Begin

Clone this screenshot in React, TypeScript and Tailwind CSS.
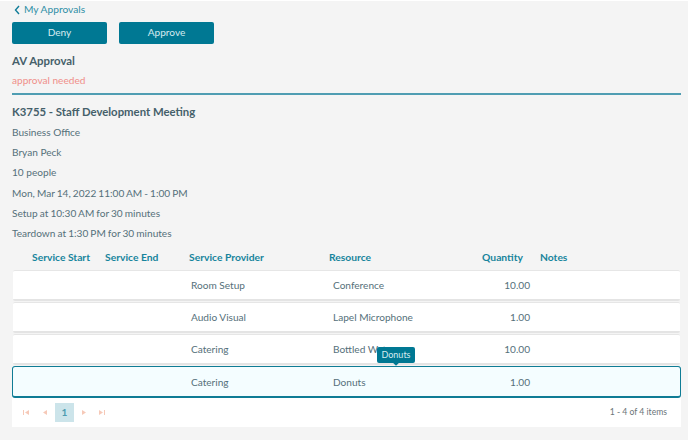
import React from "react";

const rows = [
  { p: "Room Setup", r: "Conference", q: "10.00" },
  { p: "Audio Visual", r: "Lapel Microphone", q: "1.00" },
  { p: "Catering", r: "Bottled Water", q: "10.00" },
];

function Cells({ p, r, q, lead }: { p: string; r: string; q: string; lead: string }) {
  return (
    <>
      <div className={`${lead} shrink-0`} />
      <div className="w-[142px] shrink-0">{p}</div>
      <div className="w-[142px] shrink-0">{r}</div>
      <div className="w-[55px] shrink-0 text-right">{q}</div>
    </>
  );
}

function Pager({ d }: { d: string }) {
  return (
    <svg width="7" height="7" viewBox="0 0 7 7" className="text-[#f6c9b8]">
      <path d={d} fill="currentColor" />
    </svg>
  );
}

export default function App() {
  return (
    <div className="relative h-[440px] w-[688px] overflow-hidden bg-[#f4f4f4] font-['Lato',sans-serif] text-[10.1px] text-[#55707a]">
      <div className="h-px bg-white" />
      <div className="flex h-[18px] items-center pl-[14px] text-[10.2px] text-[#2f8fa6]">
        <svg width="7" height="10" viewBox="0 0 7 10" fill="none" className="mr-[3px]">
          <path d="M5 1 1.5 5 5 9" stroke="#0f7c98" strokeWidth="1.4" />
        </svg>
        <span>My Approvals</span>
      </div>
      <div className="ml-[12px] flex gap-[12px] pt-[3px]">
        <div className="flex h-[22px] w-[95px] items-center justify-center rounded-[2px] bg-[#007893] text-[#d6ebf0]">Deny</div>
        <div className="flex h-[22px] w-[95px] items-center justify-center rounded-[2px] bg-[#007893] text-[#d6ebf0]">Approve</div>
      </div>
      <div className="mt-[8px] ml-[12px] h-[18px] text-[11.4px] leading-[18px] font-bold text-[#45606a]">AV Approval</div>
      <div className="mt-[2px] ml-[12px] h-[16px] leading-[16px] text-[#f08f8a]">approval needed</div>
      <div className="mt-[5px] ml-[12px] h-[2px] w-[669px] bg-[#4f9db2]" />
      <div className="mt-[8px] ml-[12px] h-[18px] text-[11.35px] leading-[18px] font-bold text-[#45606a]">K3755 - Staff Development Meeting</div>
      <div className="mt-px ml-[12px] flex flex-col leading-[20.2px]">
        <div>Business Office</div>
        <div>Bryan Peck</div>
        <div>10 people</div>
        <div className="[word-spacing:-0.5px]">Mon, Mar 14, 2022 11:00 AM - 1:00 PM</div>
        <div className="[word-spacing:-0.5px]">Setup at 10:30 AM for 30 minutes</div>
        <div className="[word-spacing:-0.5px]">Teardown at 1:30 PM for 30 minutes</div>
      </div>
      <div className="mt-[4px] mb-[3px] ml-[12px] flex h-[20px] w-[669px] items-center text-[10.3px] font-bold text-[#17849c]">
        <div className="w-[93px] shrink-0 pl-[20px]">Service Start</div>
        <div className="w-[84px] shrink-0">Service End</div>
        <div className="w-[140px] shrink-0">Service Provider</div>
        <div className="w-[142px] shrink-0">Resource</div>
        <div className="w-[52px] shrink-0 text-right">Quantity</div>
        <div className="ml-[17px]">Notes</div>
      </div>
      <div className="ml-[13px] w-[667px]">
        {rows.map((x) => (
          <div
            key={x.p + x.r}
            className="mb-px box-content flex h-[27px] items-center rounded-[2px] border-t border-b-2 border-t-[#e6e6e6] border-b-[#e4e4e4] bg-white pt-px"
          >
            <Cells p={x.p} r={x.r} q={x.q} lead="w-[178px]" />
          </div>
        ))}
      </div>
      <div className="ml-[12px] w-[669px] bg-white">
        <div className="flex h-[32px] items-center rounded-[3px] border border-b-2 border-[#0f7c95] bg-[#f4fdff] pt-px">
          <Cells p="Catering" r="Donuts" q="1.00" lead="w-[178px]" />
        </div>
        <div className="flex h-[29px] items-center justify-between pr-[14px] pl-[4px]">
          <div className="flex items-center">
            <div className="flex w-[20px] justify-center"><Pager d="M0 1h1v5H0zM6 1v5L2 3.5z" /></div>
            <div className="flex w-[19px] justify-center"><Pager d="M5 1v5L1 3.5z" /></div>
            <div className="flex h-[19px] w-[19px] items-center justify-center bg-[#cce4ea] font-bold text-[#4c9bb0]">1</div>
            <div className="flex w-[19px] justify-center"><Pager d="M2 1v5l4-2.5z" /></div>
            <div className="flex w-[19px] justify-center"><Pager d="M0 1v5l4-2.5zM5 1h1v5H5z" /></div>
          </div>
          <div className="text-[8.6px] text-[#6a7478]">1 - 4 of 4 items</div>
        </div>
      </div>
      <div className="absolute top-[347px] left-[377px] flex h-[16px] w-[38px] items-center justify-center rounded-[2px] bg-[#007893] text-[9px] text-[#d6ebf0]">
        Donuts
        <div className="absolute top-[14px] left-[17px] h-[4px] w-[4px] rotate-45 bg-[#007893]" />
      </div>
    </div>
  );
}
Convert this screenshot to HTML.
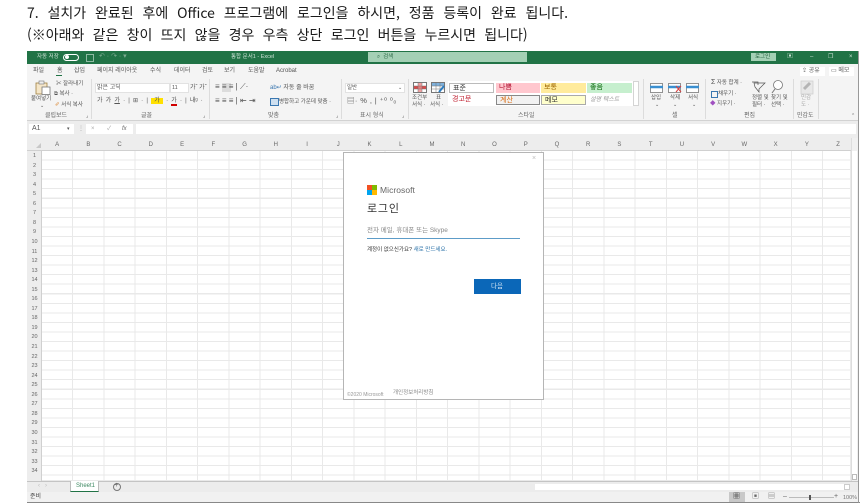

End

# SET TASK
All of the records need repeating exactly, except for the pictures.

# SOLVED PROBLEM
Clone this screenshot in React, TypeScript and Tailwind CSS.
import React from "react";

const rows = [
  { p: "Room Setup", r: "Conference", q: "10.00" },
  { p: "Audio Visual", r: "Lapel Microphone", q: "1.00" },
  { p: "Catering", r: "Bottled Water", q: "10.00" },
];

function Cells({ p, r, q, lead }: { p: string; r: string; q: string; lead: string }) {
  return (
    <>
      <div className={`${lead} shrink-0`} />
      <div className="w-[142px] shrink-0">{p}</div>
      <div className="w-[142px] shrink-0">{r}</div>
      <div className="w-[55px] shrink-0 text-right">{q}</div>
    </>
  );
}

function Pager({ d }: { d: string }) {
  return (
    <svg width="7" height="7" viewBox="0 0 7 7" className="text-[#f6c9b8]">
      <path d={d} fill="currentColor" />
    </svg>
  );
}

export default function App() {
  return (
    <div className="relative h-[440px] w-[688px] overflow-hidden bg-[#f4f4f4] font-['Lato',sans-serif] text-[10.1px] text-[#55707a]">
      <div className="h-px bg-white" />
      <div className="flex h-[18px] items-center pl-[14px] text-[10.2px] text-[#2f8fa6]">
        <svg width="7" height="10" viewBox="0 0 7 10" fill="none" className="mr-[3px]">
          <path d="M5 1 1.5 5 5 9" stroke="#0f7c98" strokeWidth="1.4" />
        </svg>
        <span>My Approvals</span>
      </div>
      <div className="ml-[12px] flex gap-[12px] pt-[3px]">
        <div className="flex h-[22px] w-[95px] items-center justify-center rounded-[2px] bg-[#007893] text-[#d6ebf0]">Deny</div>
        <div className="flex h-[22px] w-[95px] items-center justify-center rounded-[2px] bg-[#007893] text-[#d6ebf0]">Approve</div>
      </div>
      <div className="mt-[8px] ml-[12px] h-[18px] text-[11.4px] leading-[18px] font-bold text-[#45606a]">AV Approval</div>
      <div className="mt-[2px] ml-[12px] h-[16px] leading-[16px] text-[#f08f8a]">approval needed</div>
      <div className="mt-[5px] ml-[12px] h-[2px] w-[669px] bg-[#4f9db2]" />
      <div className="mt-[8px] ml-[12px] h-[18px] text-[11.35px] leading-[18px] font-bold text-[#45606a]">K3755 - Staff Development Meeting</div>
      <div className="mt-px ml-[12px] flex flex-col leading-[20.2px]">
        <div>Business Office</div>
        <div>Bryan Peck</div>
        <div>10 people</div>
        <div className="[word-spacing:-0.5px]">Mon, Mar 14, 2022 11:00 AM - 1:00 PM</div>
        <div className="[word-spacing:-0.5px]">Setup at 10:30 AM for 30 minutes</div>
        <div className="[word-spacing:-0.5px]">Teardown at 1:30 PM for 30 minutes</div>
      </div>
      <div className="mt-[4px] mb-[3px] ml-[12px] flex h-[20px] w-[669px] items-center text-[10.3px] font-bold text-[#17849c]">
        <div className="w-[93px] shrink-0 pl-[20px]">Service Start</div>
        <div className="w-[84px] shrink-0">Service End</div>
        <div className="w-[140px] shrink-0">Service Provider</div>
        <div className="w-[142px] shrink-0">Resource</div>
        <div className="w-[52px] shrink-0 text-right">Quantity</div>
        <div className="ml-[17px]">Notes</div>
      </div>
      <div className="ml-[13px] w-[667px]">
        {rows.map((x) => (
          <div
            key={x.p + x.r}
            className="mb-px box-content flex h-[27px] items-center rounded-[2px] border-t border-b-2 border-t-[#e6e6e6] border-b-[#e4e4e4] bg-white pt-px"
          >
            <Cells p={x.p} r={x.r} q={x.q} lead="w-[178px]" />
          </div>
        ))}
      </div>
      <div className="ml-[12px] w-[669px] bg-white">
        <div className="flex h-[32px] items-center rounded-[3px] border border-b-2 border-[#0f7c95] bg-[#f4fdff] pt-px">
          <Cells p="Catering" r="Donuts" q="1.00" lead="w-[178px]" />
        </div>
        <div className="flex h-[29px] items-center justify-between pr-[14px] pl-[4px]">
          <div className="flex items-center">
            <div className="flex w-[20px] justify-center"><Pager d="M0 1h1v5H0zM6 1v5L2 3.5z" /></div>
            <div className="flex w-[19px] justify-center"><Pager d="M5 1v5L1 3.5z" /></div>
            <div className="flex h-[19px] w-[19px] items-center justify-center bg-[#cce4ea] font-bold text-[#4c9bb0]">1</div>
            <div className="flex w-[19px] justify-center"><Pager d="M2 1v5l4-2.5z" /></div>
            <div className="flex w-[19px] justify-center"><Pager d="M0 1v5l4-2.5zM5 1h1v5H5z" /></div>
          </div>
          <div className="text-[8.6px] text-[#6a7478]">1 - 4 of 4 items</div>
        </div>
      </div>
      <div className="absolute top-[347px] left-[377px] flex h-[16px] w-[38px] items-center justify-center rounded-[2px] bg-[#007893] text-[9px] text-[#d6ebf0]">
        Donuts
        <div className="absolute top-[14px] left-[17px] h-[4px] w-[4px] rotate-45 bg-[#007893]" />
      </div>
    </div>
  );
}
Convert this screenshot to HTML.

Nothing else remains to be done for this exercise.